More than 79,000 people died from influenza during the 2017-2018 season according to estimates from the Centers for Disease Control and Prevention. Mortality from the flu could decrease significantly given a 7-year, up to $130 million, National Institutes of Health grant awarded to a team headed by the University of Georgia. The team also includes members from Emory University, the Georgia Institute of Technology and 12 other academic and research centers, to develop a new, more advanced influenza vaccine.
Ted M. Ross, Georgia Research Alliance Eminent Scholar of Infectious Diseases in UGA's College of Veterinary Medicine and director of UGA's Center for Vaccines and Immunology, will lead the project to develop a more advanced influenza vaccine designed to protect against multiple strains of influenza virus in a single dose. The vaccine could be administered once every 5 to 10 years, instead of annually, and could especially benefit vulnerable populations including children, the elderly or people with weakened immune systems.
Dr.
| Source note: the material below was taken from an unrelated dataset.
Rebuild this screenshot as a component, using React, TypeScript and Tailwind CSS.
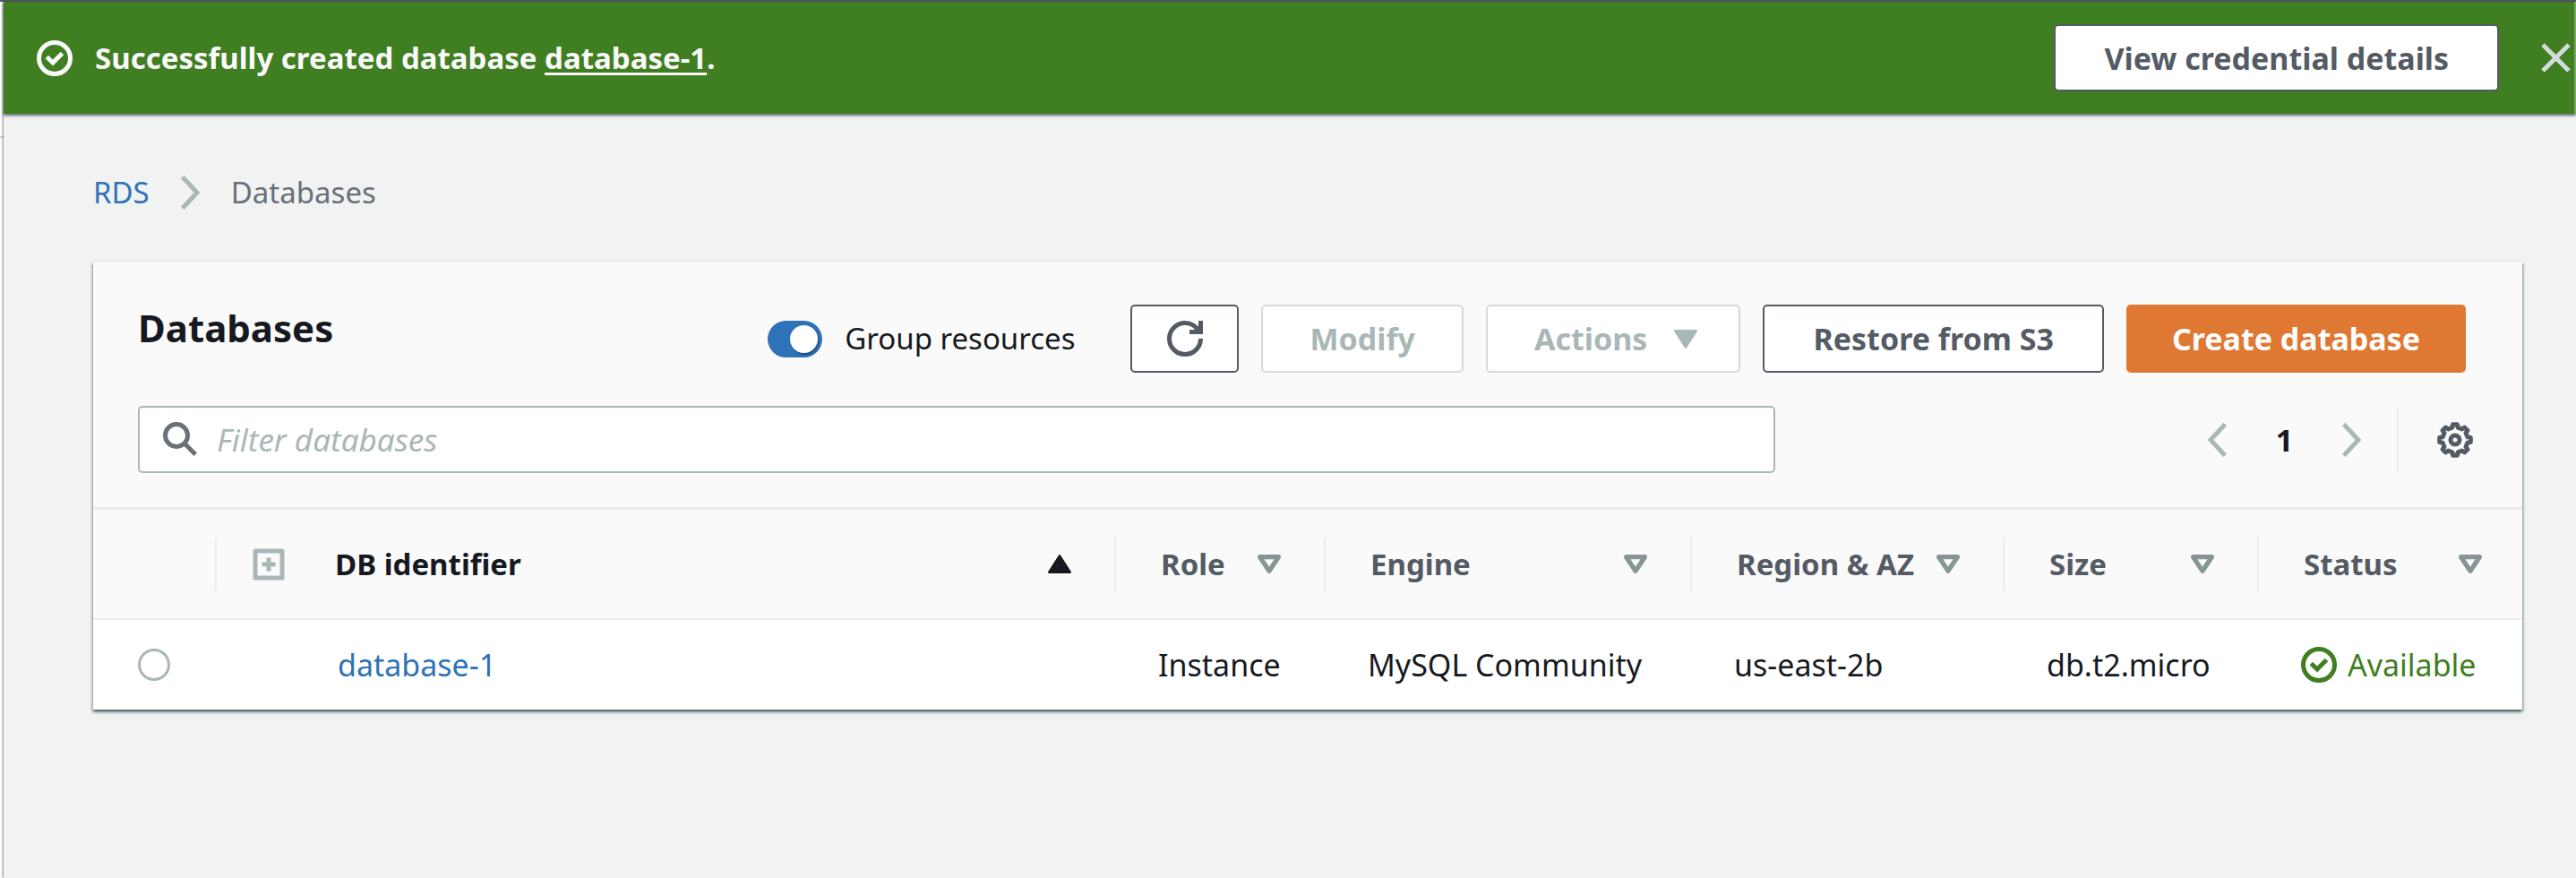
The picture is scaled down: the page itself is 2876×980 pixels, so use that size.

Ross and his team are currently studying how people of different ages and health status respond to the seasonal influenza vaccine in collaboration with the Georgia CTSA Clinical Research Centers (GCRCs) UGA Clinical and Translational Research Unit. "We need to know how people react to the current commercial seasonal influenza vaccine in order to design improved universal influenza vaccines," Ross says. "The next generation of universal influenza vaccines needs to work in all populations of people; the young, the elderly, pregnant women, people with diabetes or heart disease, immunocompromised people." Ross adds, "The studies we are performing at the GCRCs will help us understand people's response to influenza vaccination."